▶ _STATED TASK_
Give every line again exactly as it appears, please, but not the pictures.

-- Start MATERIAL PROVIDED --

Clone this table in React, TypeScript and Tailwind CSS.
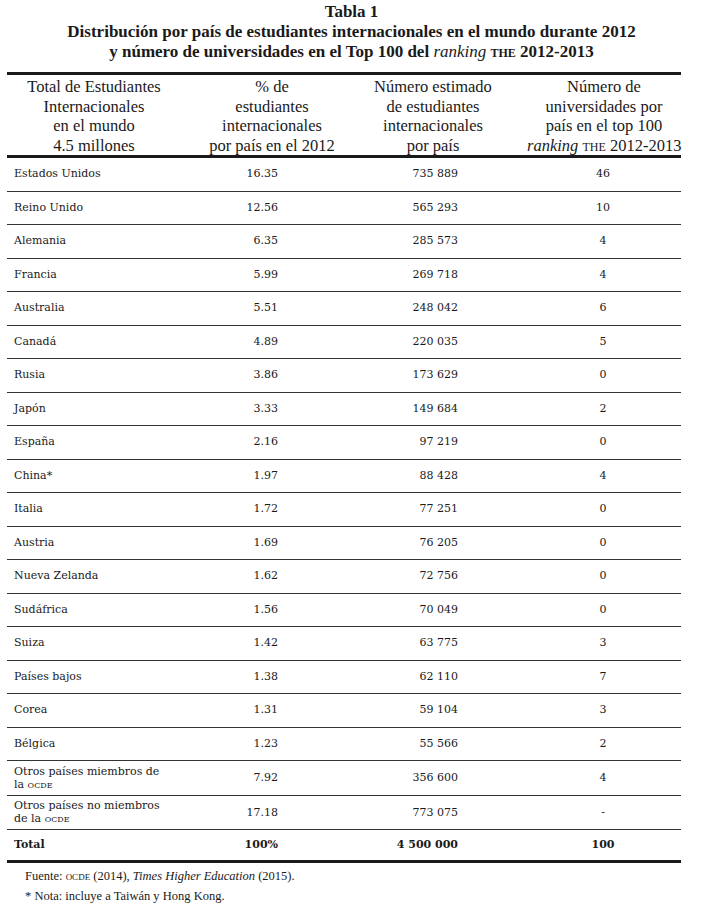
import React from 'react';

type Row = { pais: React.ReactNode; pct: string; num: string; top: string; tall?: boolean };

const Sc = ({ children }: { children: React.ReactNode }) => (
  <span className="[font-variant:small-caps]">{children}</span>
);

const rows: Row[] = [
  { pais: 'Estados Unidos', pct: '16.35', num: '735 889', top: '46' },
  { pais: 'Reino Unido', pct: '12.56', num: '565 293', top: '10' },
  { pais: 'Alemania', pct: '6.35', num: '285 573', top: '4' },
  { pais: 'Francia', pct: '5.99', num: '269 718', top: '4' },
  { pais: 'Australia', pct: '5.51', num: '248 042', top: '6' },
  { pais: 'Canadá', pct: '4.89', num: '220 035', top: '5' },
  { pais: 'Rusia', pct: '3.86', num: '173 629', top: '0' },
  { pais: 'Japón', pct: '3.33', num: '149 684', top: '2' },
  { pais: 'España', pct: '2.16', num: '97 219', top: '0' },
  { pais: 'China*', pct: '1.97', num: '88 428', top: '4' },
  { pais: 'Italia', pct: '1.72', num: '77 251', top: '0' },
  { pais: 'Austria', pct: '1.69', num: '76 205', top: '0' },
  { pais: 'Nueva Zelanda', pct: '1.62', num: '72 756', top: '0' },
  { pais: 'Sudáfrica', pct: '1.56', num: '70 049', top: '0' },
  { pais: 'Suiza', pct: '1.42', num: '63 775', top: '3' },
  { pais: 'Países bajos', pct: '1.38', num: '62 110', top: '7' },
  { pais: 'Corea', pct: '1.31', num: '59 104', top: '3' },
  { pais: 'Bélgica', pct: '1.23', num: '55 566', top: '2' },
  {
    pais: (
      <>
        Otros países miembros de
        <br />
        la <Sc>ocde</Sc>
      </>
    ),
    pct: '7.92',
    num: '356 600',
    top: '4',
    tall: true,
  },
  {
    pais: (
      <>
        Otros países no miembros
        <br />
        de la <Sc>ocde</Sc>
      </>
    ),
    pct: '17.18',
    num: '773 075',
    top: '-',
    tall: true,
  },
];

const cols = 'grid grid-cols-[174px_182px_150px_168px]';

export default function App() {
  return (
    <div className="w-[703px] h-[905px] bg-white text-[#1a1a1a] font-['Liberation_Serif',serif]">
      <div className="pt-[2px] text-center font-bold text-[17px] leading-[20px]">
        <p>Tabla 1</p>
        <p>Distribución por país de estudiantes internacionales en el mundo durante 2012</p>
        <p>
          y número de universidades en el Top 100 del <i className="font-normal">ranking</i>{' '}
          <Sc>the</Sc> 2012-2013
        </p>
      </div>

      <div className="ml-[7px] w-[674px] mt-[10px]">
        <div className={`${cols} border-y-[3px] border-[#1a1a1a] text-center text-[16.5px] leading-[19.5px] pt-[2px] whitespace-nowrap`}>
          <div>
            Total de Estudiantes
            <br />
            Internacionales
            <br />
            en el mundo
            <br />
            4.5 millones
          </div>
          <div>
            % de
            <br />
            estudiantes
            <br />
            internacionales
            <br />
            por país en el 2012
          </div>
          <div className="pr-[10px]">
            Número estimado
            <br />
            de estudiantes
            <br />
            internacionales
            <br />
            por país
          </div>
          <div className="pl-[14px]">
            Número de
            <br />
            universidades por
            <br />
            país en el top 100
            <br />
            <i>ranking</i> <Sc>the</Sc> 2012-2013
          </div>
        </div>

        <div className="font-['DejaVu_Serif',serif] text-[11px]">
          {rows.map((r, i) => (
            <div
              key={i}
              className={`${cols} items-center border-b-[1.5px] border-[#333] ${r.tall ? 'h-[34.5px] leading-[13px]' : 'h-[33.5px]'}`}
            >
              <div className="pl-[7px]">{r.pais}</div>
              <div className="text-right pr-[85px]">{r.pct}</div>
              <div className="text-right pr-[55px]">{r.num}</div>
              <div className="text-center pl-[12px]">{r.top}</div>
            </div>
          ))}
          <div className={`${cols} items-center h-[33px] border-b-[3px] border-[#1a1a1a] font-bold`}>
            <div className="pl-[7px]">Total</div>
            <div className="text-right pr-[85px]">100%</div>
            <div className="text-right pr-[55px]">4 500 000</div>
            <div className="text-center pl-[12px]">100</div>
          </div>
        </div>

        <div className="pl-[18px] pt-[3px] text-[12.5px] leading-[20px]">
          <p>
            Fuente: <Sc>ocde</Sc> (2014), <i>Times Higher Education</i> (2015).
          </p>
          <p>* Nota: incluye a Taiwán y Hong Kong.</p>
        </div>
      </div>
    </div>
  );
}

-- End MATERIAL PROVIDED --

▶ _SOLUTION_
Clone this table in React, TypeScript and Tailwind CSS.
import React from 'react';

type Row = { pais: React.ReactNode; pct: string; num: string; top: string; tall?: boolean };

const Sc = ({ children }: { children: React.ReactNode }) => (
  <span className="[font-variant:small-caps]">{children}</span>
);

const rows: Row[] = [
  { pais: 'Estados Unidos', pct: '16.35', num: '735 889', top: '46' },
  { pais: 'Reino Unido', pct: '12.56', num: '565 293', top: '10' },
  { pais: 'Alemania', pct: '6.35', num: '285 573', top: '4' },
  { pais: 'Francia', pct: '5.99', num: '269 718', top: '4' },
  { pais: 'Australia', pct: '5.51', num: '248 042', top: '6' },
  { pais: 'Canadá', pct: '4.89', num: '220 035', top: '5' },
  { pais: 'Rusia', pct: '3.86', num: '173 629', top: '0' },
  { pais: 'Japón', pct: '3.33', num: '149 684', top: '2' },
  { pais: 'España', pct: '2.16', num: '97 219', top: '0' },
  { pais: 'China*', pct: '1.97', num: '88 428', top: '4' },
  { pais: 'Italia', pct: '1.72', num: '77 251', top: '0' },
  { pais: 'Austria', pct: '1.69', num: '76 205', top: '0' },
  { pais: 'Nueva Zelanda', pct: '1.62', num: '72 756', top: '0' },
  { pais: 'Sudáfrica', pct: '1.56', num: '70 049', top: '0' },
  { pais: 'Suiza', pct: '1.42', num: '63 775', top: '3' },
  { pais: 'Países bajos', pct: '1.38', num: '62 110', top: '7' },
  { pais: 'Corea', pct: '1.31', num: '59 104', top: '3' },
  { pais: 'Bélgica', pct: '1.23', num: '55 566', top: '2' },
  {
    pais: (
      <>
        Otros países miembros de
        <br />
        la <Sc>ocde</Sc>
      </>
    ),
    pct: '7.92',
    num: '356 600',
    top: '4',
    tall: true,
  },
  {
    pais: (
      <>
        Otros países no miembros
        <br />
        de la <Sc>ocde</Sc>
      </>
    ),
    pct: '17.18',
    num: '773 075',
    top: '-',
    tall: true,
  },
];

const cols = 'grid grid-cols-[174px_182px_150px_168px]';

export default function App() {
  return (
    <div className="w-[703px] h-[905px] bg-white text-[#1a1a1a] font-['Liberation_Serif',serif]">
      <div className="pt-[2px] text-center font-bold text-[17px] leading-[20px]">
        <p>Tabla 1</p>
        <p>Distribución por país de estudiantes internacionales en el mundo durante 2012</p>
        <p>
          y número de universidades en el Top 100 del <i className="font-normal">ranking</i>{' '}
          <Sc>the</Sc> 2012-2013
        </p>
      </div>

      <div className="ml-[7px] w-[674px] mt-[10px]">
        <div className={`${cols} border-y-[3px] border-[#1a1a1a] text-center text-[16.5px] leading-[19.5px] pt-[2px] whitespace-nowrap`}>
          <div>
            Total de Estudiantes
            <br />
            Internacionales
            <br />
            en el mundo
            <br />
            4.5 millones
          </div>
          <div>
            % de
            <br />
            estudiantes
            <br />
            internacionales
            <br />
            por país en el 2012
          </div>
          <div className="pr-[10px]">
            Número estimado
            <br />
            de estudiantes
            <br />
            internacionales
            <br />
            por país
          </div>
          <div className="pl-[14px]">
            Número de
            <br />
            universidades por
            <br />
            país en el top 100
            <br />
            <i>ranking</i> <Sc>the</Sc> 2012-2013
          </div>
        </div>

        <div className="font-['DejaVu_Serif',serif] text-[11px]">
          {rows.map((r, i) => (
            <div
              key={i}
              className={`${cols} items-center border-b-[1.5px] border-[#333] ${r.tall ? 'h-[34.5px] leading-[13px]' : 'h-[33.5px]'}`}
            >
              <div className="pl-[7px]">{r.pais}</div>
              <div className="text-right pr-[85px]">{r.pct}</div>
              <div className="text-right pr-[55px]">{r.num}</div>
              <div className="text-center pl-[12px]">{r.top}</div>
            </div>
          ))}
          <div className={`${cols} items-center h-[33px] border-b-[3px] border-[#1a1a1a] font-bold`}>
            <div className="pl-[7px]">Total</div>
            <div className="text-right pr-[85px]">100%</div>
            <div className="text-right pr-[55px]">4 500 000</div>
            <div className="text-center pl-[12px]">100</div>
          </div>
        </div>

        <div className="pl-[18px] pt-[3px] text-[12.5px] leading-[20px]">
          <p>
            Fuente: <Sc>ocde</Sc> (2014), <i>Times Higher Education</i> (2015).
          </p>
          <p>* Nota: incluye a Taiwán y Hong Kong.</p>
        </div>
      </div>
    </div>
  );
}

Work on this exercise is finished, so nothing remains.